Ambler Road project report delayed months

Ambler Road project report delayed months
Published: Jun. 16, 2023 at 7:53 AM AKDT
Email This Link
Share on Pinterest
Share on LinkedIn

JUNEAU, Alaska (KTUU) - A report on a private road in northern Alaska that would be used to access a mining district is being delayed by about six months.

The official record of decision on the Ambler Road Project that is being put off follows the Department of the Interior, the Bureau of Land Management, and the White House previously indicating a release date in late 2023.

However, the decision on the development highly touted by the Alaska Industrial Development and Export Authority — which proposed the 211-mile private industrial access road — likely won’t be seen until mid-2024 at the earliest.

The proposal would build the road starting from mile 161 of the Dalton Highway, going west along the southern flanks of the Brooks Range.

The Ambler Road Project has seen approved permits and rights of way, but challenges and clear opposition to the project remain.

A lawsuit in federal court filed by multiple Alaska Native tribes and a tribal consortium claims federal agencies violated multiple laws, including the Alaska National Interest Lands Conservation Act. here are concerns over lack of planning and lack of clarity on how subsistence resources, such as fish and caribou, might be protected.

The Tanana Chiefs Conference has also demanded the state stop pursuing the road, calling the project “rushed, flawed, and premature.”

Alaska’s congressional delegation expressed frustration about the delay, saying it is “needless.”

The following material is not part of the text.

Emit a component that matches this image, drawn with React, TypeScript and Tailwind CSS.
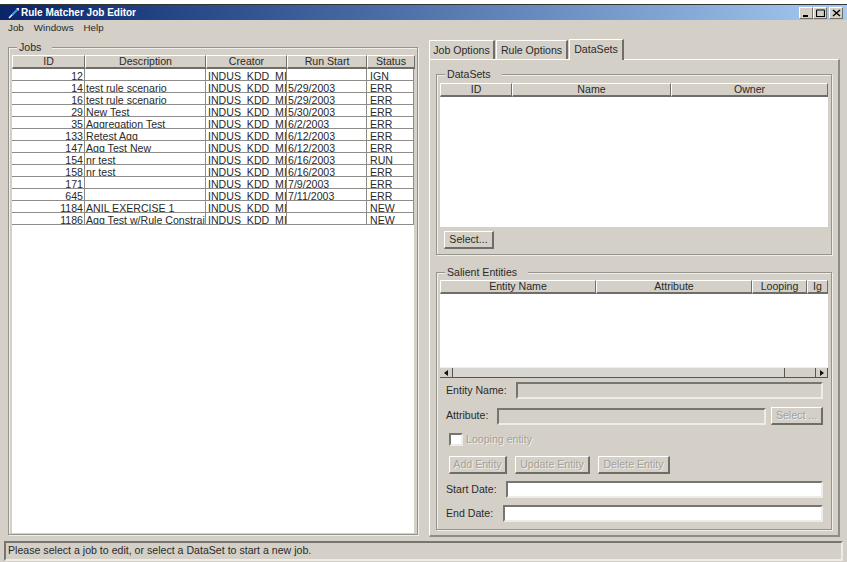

Sens. Lisa Murkowski and Dan Sullivan and Rep. Mary Peltola said in a joint statement that the delay is costing jobs and a domestic source of minerals, but the are committed to holding the Interior Department “accountable to the original timeline it provided to the court to address two discreet deficiencies in the (Environmental Impact Statement).”

The delegation said it requested a meeting with Interior Secretary Deb Haaland to get the project back on track.